Я вышел на Шемахинку еще не остывший, страшно взволнованный. Но вот странное дело: мне стало легче!
Ветер ударил в спину, как в парус, и я понесся домой. На углу улицы Басина (Балаханской по-старому) крутилась веселая карусель из пыли, обрывков газет, семечной шелухи. Норд, здравствуй! Давно не виделись. Я тебе рад, старый разбойник…
Несколько дней, оставшихся до моего отъезда, мы жили тревожно. Долго ли нагрянуть Грибкову или его подручным: кто такие? почему без прописки? в двадцать четыре часа!..
Никто, однако, не нагрянул. 13 октября я уехал из Баку.

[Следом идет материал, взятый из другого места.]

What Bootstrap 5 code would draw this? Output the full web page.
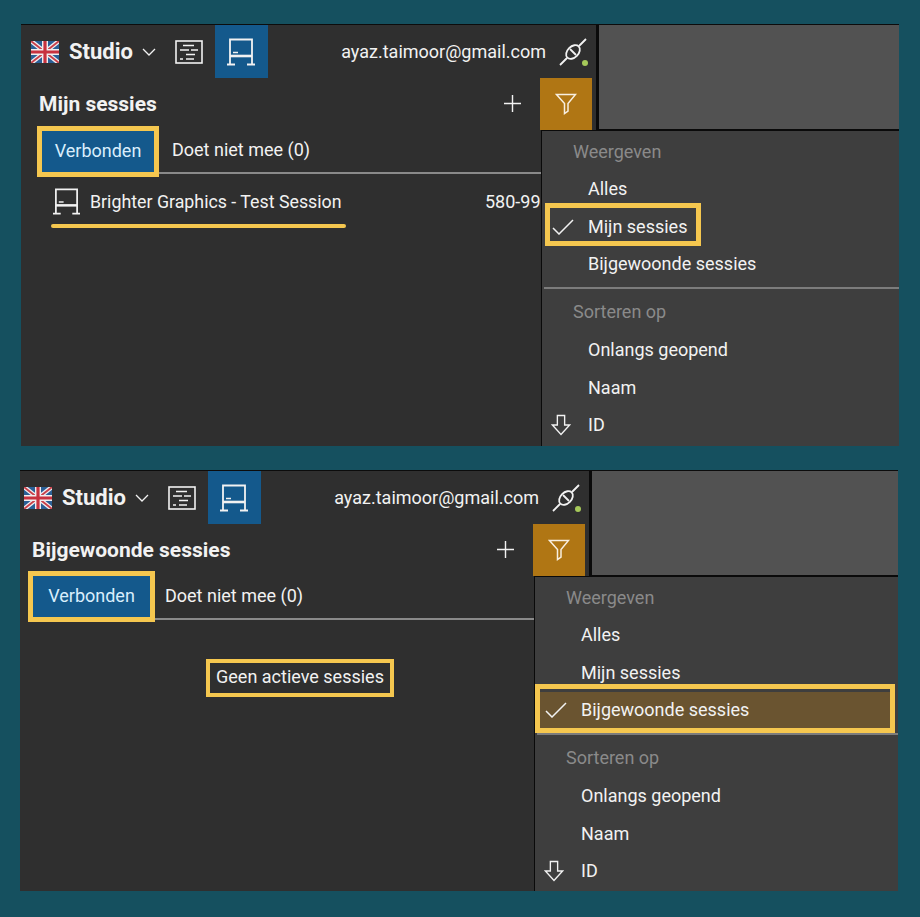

Здесь же будет уместно сказать: впоследствии мы с Лидой иногда вспоминали капитана Грибкова. Нет, мы не думали о нем как о записном злодее. Вряд ли он испытывал радость, причиняя людям зло. Понятия добра и зла для него просто не существовало. Таков эффект поразительного достижения сталинского режима — искривления мозгов. Безжалостный и усердный исполнитель, капитан Грибков знал одну только радость — выслужиться перед своим начальством (перед генералом Аксеновым, который так хорошо знал, у какого паровоза наиболее острые колеса…).